Basic principles to run your residential solar panels:

   * Select a packaged system that meets criteria like reduction in monthly electricity bill, environmental benefits, desire for backup power, initial budget constraints, etc.
   * Ensure the roof area or other installation site is capable of handling the desired system size.
         o If roof mounted, verify that the roof is capable of handling additional weight of PV system. Augment roof structure as necessary.
         o Properly seal any roof penetrations with roofing industry approved sealing methods.
         o Install equipment according to manufacturers specifications, using installation requirements and
         o procedures from the manufacturers specifications.
         o Properly ground the system parts to reduce the threat of shock hazards and induced surges.
   * Specify sunlight and weather resistant materials for all outdoor equipment.
   * Locate the array to minimize shading from foliage, vent pipes, and adjacent structures.
   * Design the system in compliance with all applicable building and electrical codes.
   * Design the system with a minimum of electrical losses due to wiring, fuses, switches, and inverters.
   * Properly house and manage the battery system (If required).
   * Ensure the design meets local utility interconnection requirements.
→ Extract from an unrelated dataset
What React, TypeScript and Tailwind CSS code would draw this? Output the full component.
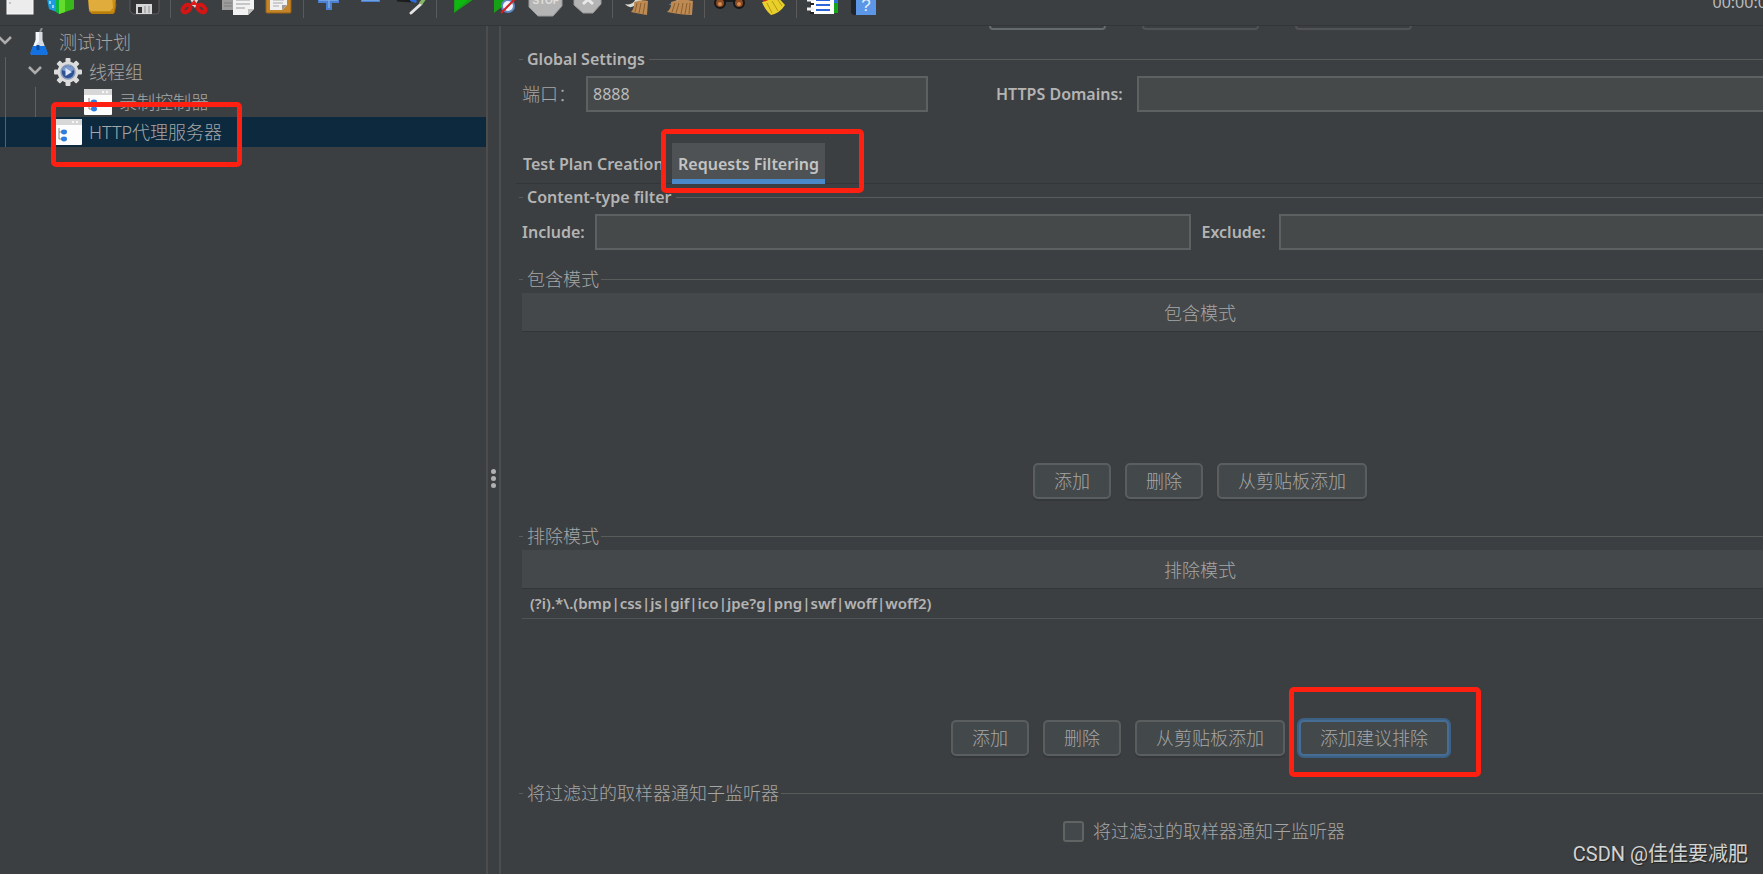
import React from "react";

const LATIN = "font-['Noto_Sans','Noto_Sans_CJK_SC',sans-serif]";

function Mark({ className }: { className: string }) {
  return (
    <span
      aria-hidden="true"
      className={"pointer-events-none absolute z-10 rounded-[5px] border-5 border-[#ff2012] " + className}
    />
  );
}

function Tool({ label, children }: { label: string; children: React.ReactNode }) {
  return (
    <button type="button" aria-label={label} className="h-[26px] w-[42px] shrink-0">
      <svg width="42" height="26" viewBox="0 0 42 26" fill="none" aria-hidden="true">
        {children}
      </svg>
    </button>
  );
}

function Sep({ wide }: { wide?: boolean }) {
  return (
    <span className={"flex h-[18px] shrink-0 justify-center " + (wide ? "w-2" : "w-[7px]")}>
      <span className="w-px bg-[#5a5a5a]" />
    </span>
  );
}

function Toolbar() {
  return (
    <header className="relative flex h-[26px] shrink-0 overflow-hidden border-b border-[#333638]">
      <div className="-ml-px flex">
        <Tool label="新建">
          <rect x="8" y="-14" width="26" height="28" fill="#ececec" stroke="#fafafa" />
          <path d="M11 2v2" stroke="#999" />
        </Tool>
        <Tool label="模板">
          <path d="M5 -6l13 4v15l-10-4z" fill="#1c9be0" />
          <path d="M9 1v3M12 5v3" stroke="#b9e4ff" strokeWidth="1.5" />
          <path d="M18 -2l15-5v16l-15 5z" fill="#39b81a" />
          <path d="M18 -2l6-2v16l-6 2z" fill="#63dc2d" />
          <path d="M15 12l3 2V-2h-3z" fill="#0fb53a" />
        </Tool>
        <Tool label="打开">
          <path d="M5 -6h24l4 4-1 14-2 2H9l-3-3z" fill="#c98d14" />
          <path d="M5 -6h24l1 14-3 3H8l-2-2z" fill="#e0ad3c" />
          <path d="M9 13h22l2-9" stroke="#a87008" />
        </Tool>
        <Tool label="保存">
          <path d="M5 -6h29v17q0 3-3 3H8l-3-3z" fill="#343436" stroke="#5a5a5c" />
          <rect x="11" y="4" width="16" height="10" fill="#d6d6d6" />
          <rect x="13" y="7" width="4" height="6" fill="#333" />
          <path d="M20 6v7M24 6v7" stroke="#b2b2b2" strokeWidth="2" />
        </Tool>
        <Sep />
        <Tool label="剪切">
          <path d="M15 -6l7 13M26 -6l-7 12" stroke="#d9d9d9" strokeWidth="3" />
          <ellipse cx="12.500" cy="8.500" rx="4.500" ry="3" transform="rotate(-40 12.500 8.500)" stroke="#d51414" strokeWidth="4" />
          <ellipse cx="27.500" cy="8.500" rx="4.500" ry="3" transform="rotate(40 27.500 8.500)" stroke="#d51414" strokeWidth="4" />
          <path d="M20 0l-4 5h8z" fill="#e01b1b" />
        </Tool>
        <Tool label="复制">
          <path d="M6 -8h16V10H6z" fill="#9c9c9c" />
          <path d="M8 3h8M8 6h8" stroke="#7e7e7e" />
          <path d="M17 -6h21V9l-6 6H17z" fill="#f2f2f2" />
          <path d="M20 0h14M20 4h14M20 8h9" stroke="#b9b9b9" strokeWidth="1.5" />
          <path d="M38 9l-6 6v-6z" fill="#bdbdbd" />
        </Tool>
        <Tool label="粘贴">
          <rect x="8" y="-14" width="25" height="27" rx="1" fill="#c4842a" stroke="#9a6212" />
          <path d="M12 -8h17V5l-5 5H12z" fill="#f0f0f0" />
          <path d="M15 0h11M15 3h10M15 6h6" stroke="#aaa" />
          <path d="M29 5l-5 5V5z" fill="#9b9b9b" />
        </Tool>
        <Sep />
        <Tool label="展开">
          <path d="M19 -9h6v7h7v5h-7v7h-6V3h-8v-5h8z" fill="#4a80cf" />
          <path d="M22 -8v16M12 0h19" stroke="#7faae8" strokeWidth="1.5" />
        </Tool>
        <Tool label="收起">
          <rect x="12" y="-3" width="19" height="5" fill="#4a80cf" />
          <path d="M13 0h17" stroke="#7faae8" strokeWidth="1.5" />
        </Tool>
        <Tool label="切换">
          <path d="M6 0l14 1" stroke="#1d1d1d" strokeWidth="3" />
          <path d="M20 -3l6 4-1 2-6-2z" fill="#2c6fe0" />
          <path d="M20 13L30 4" stroke="#e4e4e4" strokeWidth="3" strokeLinecap="round" />
          <path d="M28 3l5-7 3 2-5 7z" fill="#86b766" />
        </Tool>
        <Sep />
        <Tool label="启动">
          <path d="M14 -16v29L34 -1z" fill="#16a016" />
          <path d="M15 -10v21L29 -1z" fill="#0fb810" />
        </Tool>
        <Tool label="不停顿开始">
          <path d="M12 -16v29L30 -1z" fill="#16a016" />
          <circle cx="26" cy="6" r="6" fill="#f1f4fa" stroke="#5f88c2" strokeWidth="2" />
          <path d="M19 13L33 -1" stroke="#d42020" strokeWidth="2" />
        </Tool>
        <Tool label="停止">
          <path d="M12 -18h18l8 8v16l-9 10H14L5 7v-17z" fill="#b4b4b4" stroke="#9a9a9a" />
          <text x="22" y="4" textAnchor="middle" fill="#dedede" fontSize="10" fontWeight="700" fontFamily="Liberation Sans">
            STOP
          </text>
        </Tool>
        <Tool label="关闭">
          <path d="M14 -14h16l5 6V4l-8 9H17L8 5v-13z" fill="#b4b4b4" stroke="#9a9a9a" />
          <path d="M17 4l10-9M27 4l-10-9" stroke="#e8e8e8" strokeWidth="3" />
        </Tool>
        <Sep wide />
        <Tool label="清除">
          <path d="M9 4q8 2 11-6l3-4 5 4-4 5-6 3q-5 3-9-2z" fill="#d8dbd6" />
          <path d="M18 2q8-3 14-1l-1 14q-6-1-16-3 4-4 3-10z" fill="#bd8a54" />
          <path d="M21 3l-2 9M25 3l-2 10M29 3l-2 11" stroke="#8d5e2d" />
        </Tool>
        <Tool label="清除全部">
          <path d="M9 4q8 1 11-6l3-4 5 4-4 5-8 2z" fill="#c9c9c9" />
          <path d="M13 2q11-4 22-1l-1 14q-10 0-25-3 5-4 4-10z" fill="#bd8a54" />
          <path d="M17 3l-3 9M21 3l-3 10M25 3l-2 11M29 3l-2 11M32 3l-1 11" stroke="#8d5e2d" />
        </Tool>
        <Sep wide />
        <Tool label="搜索">
          <path d="M8 2l4-12h7l2 9 2-9h7l5 12z" fill="#1c1c1c" />
          <circle cx="12" cy="3" r="5" fill="#8a4a22" stroke="#161616" strokeWidth="2" />
          <circle cx="31" cy="3" r="5" fill="#8a4a22" stroke="#161616" strokeWidth="2" />
          <circle cx="12" cy="4" r="2" fill="#d18a52" />
          <circle cx="31" cy="4" r="2" fill="#d18a52" />
        </Tool>
        <Tool label="重置搜索">
          <path d="M11 -3L25 -9l3 6-14 6z" fill="#c8281c" />
          <path d="M12 2q8-1 13-8l10 11q-5 8-14 10-6-5-9-13z" fill="#e8cf2c" />
          <path d="M17 3l5 10M22 1l6 10M26 -3l6 9" stroke="#b49a12" />
        </Tool>
        <Sep wide />
        <Tool label="函数助手">
          <rect x="31" y="-10" width="7" height="13" fill="#2f6fe0" />
          <rect x="31" y="3" width="7" height="10" fill="#15a51b" />
          <path d="M11 -14h23v28H11z" fill="#fff" />
          <path d="M16 0h14M16 5h14M16 10h14" stroke="#2c65d8" strokeWidth="2" />
          <path d="M7 0h7M7 9h7" stroke="#f0f0f0" strokeWidth="3" />
          <path d="M10 4h4M10 13h4" stroke="#222" strokeWidth="2" />
        </Tool>
        <Tool label="帮助">
          <path d="M9 -12h7v27h-5l-2-2z" fill="#20242b" />
          <rect x="14" y="-12" width="20" height="27" fill="#5b97e6" />
          <text x="24" y="11" textAnchor="middle" fill="#e6f1ff" fontSize="17" fontFamily="Liberation Sans">
            ?
          </text>
        </Tool>
      </div>
      <div className="ml-auto mr-[-13px] flex h-5 -translate-y-2 items-center whitespace-nowrap text-base text-[#bbb]">
        00:00:00
      </div>
    </header>
  );
}

function Chevron() {
  return (
    <svg width="14" height="10" viewBox="0 0 14 10" fill="none" aria-hidden="true" className="shrink-0">
      <path d="M1 2l6 6 6-6" stroke="#adadad" strokeWidth="2.5" />
    </svg>
  );
}

function WindowIcon() {
  return (
    <svg width="28" height="26" viewBox="0 0 28 26" aria-hidden="true" className="shrink-0">
      <rect width="28" height="26" rx="1" fill="#fdfdfd" />
      <path d="M0 1q0-1 1-1h26q1 0 1 1v5H0z" fill="#d7d7d7" />
      <path d="M18 3h2M22 3h2" stroke="#f6f6f6" strokeWidth="2" />
      <path d="M5 9v11h4M5 13h4" stroke="#8a8a8a" fill="none" />
      <ellipse cx="10" cy="13" rx="3" ry="2.4" fill="#2f7ddd" />
      <ellipse cx="10" cy="20" rx="3" ry="2.4" fill="#2f7ddd" />
    </svg>
  );
}

function FlaskIcon() {
  return (
    <svg width="20" height="28" viewBox="0 0 20 28" aria-hidden="true" className="shrink-0">
      <path d="M11 4l2-4" stroke="#8c8c8c" strokeWidth="2" />
      <path d="M6.500 4h7v8l4.500 12q1 3-2 3H4q-3 0-2-3l4.500-12z" fill="#d5dbe2" />
      <path d="M7 4h3v9L6 19H4l3-7z" fill="#f5f7fa" />
      <path d="M4 18h12l2.500 6q1 3-2 3H3.500q-3 0-2-3z" fill="#1471e0" />
      <path d="M9 17v5" stroke="#0b4ca8" strokeWidth="3" />
    </svg>
  );
}

function GearIcon() {
  return (
    <svg width="28" height="28" viewBox="0 0 28 28" aria-hidden="true" className="shrink-0">
      <g fill="#dcdcdc">
        <circle cx="14" cy="14" r="10.5" />
        <rect x="11.5" y="0" width="5" height="28" rx="1" />
        <rect x="11.5" y="0" width="5" height="28" rx="1" transform="rotate(45 14 14)" />
        <rect x="11.5" y="0" width="5" height="28" rx="1" transform="rotate(90 14 14)" />
        <rect x="11.5" y="0" width="5" height="28" rx="1" transform="rotate(135 14 14)" />
      </g>
      <circle cx="14" cy="14" r="7" fill="#2e5293" stroke="#8a9cbb" strokeWidth="1.5" />
      <path d="M8 12a6.500 6.500 0 0 1 12 0q-6 3-12 0z" fill="#7d9ccc" />
      <path d="M11.500 10v8l6.500-4z" fill="#dbe7f7" />
    </svg>
  );
}

function Tree() {
  return (
    <nav className="w-[486px] shrink-0 overflow-hidden pt-px">
      <ul className="text-lg font-light text-[#a6a6a6]">
        <li>
          <div className="flex h-[30px] items-center">
            <span className="-ml-[2px] mr-[17px] mt-[-4px]"><Chevron /></span>
            <FlaskIcon />
            <span className="ml-[10px]">测试计划</span>
          </div>
          <ul className="relative">
            <span className="absolute left-[5px] top-0 z-[1] h-[90px] w-px bg-[#5d5f61]" />
            <li>
              <div className="flex h-[30px] items-center pl-7">
                <span className="mr-[12px] mt-[-4px]"><Chevron /></span>
                <GearIcon />
                <span className="ml-[7px]">线程组</span>
              </div>
              <ul className="relative">
                <span className="absolute left-[35px] top-0 h-[30px] w-px bg-[#5d5f61]" />
                <li className="flex h-[30px] items-center pl-[84px]">
                  <WindowIcon />
                  <span className="ml-[7px]">录制控制器</span>
                </li>
              </ul>
            </li>
            <li className="relative flex h-[30px] items-center bg-[#0d293e] pl-[54px]">
              <WindowIcon />
              <span className="ml-[7px]">HTTP代理服务器</span>
              <Mark className="left-[51px] top-[-15px] h-[65px] w-[191px]" />
            </li>
          </ul>
        </li>
      </ul>
    </nav>
  );
}

function Title({ children, cjk }: { children: React.ReactNode; cjk?: boolean }) {
  return (
    <div className="flex h-6 items-center pl-[3px]">
      <span className="h-px w-1 bg-[#5a5b5b]" />
      <h2
        className={
          "ml-1 whitespace-nowrap " +
          (cjk ? "mr-[2px] text-lg font-light text-[#a6a6a6]" : "mr-1 text-base font-semibold text-[#b4b4b4]")
        }
      >
        {children}
      </h2>
      <span className="h-px flex-1 bg-[#5a5b5b]" />
    </div>
  );
}

const FIELD = "h-9 min-w-0 border-2 border-[#5e6162] bg-[#45494a] px-[5px] text-base text-[#bbb] outline-none";

function Btn({ children, focused }: { children: React.ReactNode; focused?: boolean }) {
  return (
    <button
      type="button"
      className={
        "relative h-9 rounded-[5px] border-2 bg-[#43484a] px-[19px] text-lg font-light whitespace-nowrap text-[#a6a6a6] " +
        (focused
          ? "border-[#466d94] shadow-[0_0_0_2px_#3d6185]"
          : "border-[#5b5e5e] shadow-[0_2px_1px_#35383a]")
      }
    >
      {children}
      {focused && <Mark className="left-[-12px] top-[-35px] h-[90px] w-[192px]" />}
    </button>
  );
}

function PatternSection({ title, rows, children }: { title: string; rows: string[]; children: React.ReactNode }) {
  return (
    <section className="pb-[25px]">
      <Title cjk>{title}</Title>
      <div className="mt-[2px] h-40 overflow-hidden px-[6px]">
        <table className="w-full border-collapse">
          <thead>
            <tr className="h-[38px] border-b border-[#333638] bg-[#44484a]">
              <th className="px-0 pt-[2px] pb-0 text-lg font-light text-[#a6a6a6]">{title}</th>
            </tr>
          </thead>
          <tbody>
            {rows.map((row) => (
              <tr key={row} className="h-[30px] border-b border-[#515354]">
                <td className="px-2 py-0 text-[15px] font-semibold text-[#b4b4b4]">{row}</td>
              </tr>
            ))}
          </tbody>
        </table>
      </div>
      <div className="mt-[10px] flex justify-center gap-[14px]">{children}</div>
    </section>
  );
}

function Panel() {
  return (
    <main className="min-w-0 flex-1 overflow-hidden pl-[15px]">
      <div className="w-[calc(100%+121px)]">
        <div className="flex h-1 items-end justify-center gap-9 overflow-hidden">
          <button type="button" aria-label="启动" className="h-9 w-[117px] shrink-0 rounded-[4px] border-2 border-[#646c6b]" />
          <button type="button" aria-label="停止" className="h-9 w-[117px] shrink-0 rounded-[4px] border-2 border-[#505253]" />
          <button type="button" aria-label="重启" className="h-9 w-[117px] shrink-0 rounded-[4px] border-2 border-[#505253]" />
        </div>

        <section className="pt-[17px]">
          <Title>Global Settings</Title>
          <div className="mt-[5px] flex items-center pl-[6px]">
            <label htmlFor="port" className="w-16 text-lg font-light text-[#a6a6a6]">端口：</label>
            <input id="port" defaultValue="8888" className={FIELD + " w-[342px]"} />
            <label htmlFor="domains" className="ml-[68px] w-[141px] text-base font-semibold text-[#b4b4b4]">HTTPS Domains:</label>
            <input id="domains" className={FIELD + " flex-1"} />
          </div>
        </section>

        <div role="tablist" className="mt-[31px] flex h-[41px] border-b border-[#333638] text-base font-semibold text-[#b4b4b4]">
          <button type="button" role="tab" aria-selected="false" className="w-[156px] whitespace-nowrap pt-[2px] pl-[7px] text-left">
            Test Plan Creation
          </button>
          <button
            type="button"
            role="tab"
            aria-selected="true"
            className="relative -mb-px h-[41px] w-[153px] border-b-5 border-[#4a88c7] bg-[#4e5254] pt-[5px] text-center whitespace-nowrap text-[#c4c4c4]"
          >
            Requests Filtering
            <Mark className="left-[-11px] top-[-14px] h-16 w-[203px]" />
          </button>
        </div>

        <section className="pt-px">
          <Title>Content-type filter</Title>
          <div className="mt-[5px] flex items-center gap-[11px] pr-[14px] pl-[6px] text-base font-semibold text-[#b4b4b4]">
            <div className="flex flex-1 items-center">
              <label htmlFor="include" className="w-[73px]">Include:</label>
              <input id="include" className={FIELD + " flex-1"} />
            </div>
            <div className="flex flex-1 items-center">
              <label htmlFor="exclude" className="w-[77px]">Exclude:</label>
              <input id="exclude" className={FIELD + " flex-1"} />
            </div>
          </div>
        </section>

        <div className="pt-[17px]">
          <PatternSection title="包含模式" rows={[]}>
            <Btn>添加</Btn>
            <Btn>删除</Btn>
            <Btn>从剪贴板添加</Btn>
          </PatternSection>
          <PatternSection title="排除模式" rows={["(?i).*\\.(bmp|css|js|gif|ico|jpe?g|png|swf|woff|woff2)"]}>
            <Btn>添加</Btn>
            <Btn>删除</Btn>
            <Btn>从剪贴板添加</Btn>
            <Btn focused>添加建议排除</Btn>
          </PatternSection>
        </div>

        <section>
          <Title cjk>将过滤过的取样器通知子监听器</Title>
          <div className="flex justify-center pt-3 pl-2">
            <label className="flex items-center gap-[9px] text-lg font-light text-[#a6a6a6]">
              <input
                type="checkbox"
                className="size-[21px] appearance-none rounded-[3px] border-2 border-[#606463] bg-[#43484a]"
              />
              将过滤过的取样器通知子监听器
            </label>
          </div>
        </section>
      </div>
    </main>
  );
}

export default function App() {
  return (
    <div className={"relative flex h-screen flex-col overflow-hidden bg-[#3c3f41] " + LATIN}>
      <Toolbar />
      <div className="flex min-h-0 flex-1">
        <Tree />
        <div className="flex w-[15px] shrink-0 flex-col items-center justify-center gap-[2px] border-x-2 border-[#4e4d4d] pt-14">
          <span className="size-[5px] rounded-full bg-[#b0b0b0]" />
          <span className="size-[5px] rounded-full bg-[#b0b0b0]" />
          <span className="size-[5px] rounded-full bg-[#b0b0b0]" />
        </div>
        <Panel />
      </div>
      <div className="absolute right-[15px] bottom-[6px] font-['Roboto','Noto_Sans_CJK_SC',sans-serif] text-xl text-[#d2d3d3] [text-shadow:1px_1px_1px_#222]">
        CSDN @佳佳要减肥
      </div>
    </div>
  );
}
Kit for installing residential solar power systems

PV Electrical System Types

There are two general types of electrical designs for PV power systems for homes; systems that interact with the utility power grid and have no battery backup capability; and systems that interact and include battery backup as well. Grid-Interactive Only (No Battery Backup)

This type of system only operates when the utility is available. Since utility outages are rare, this system will normally provide the greatest amount of bill savings to the customer per dollar of investment. However, in the event of an outage, the system is designed to shut down until utility power is restored.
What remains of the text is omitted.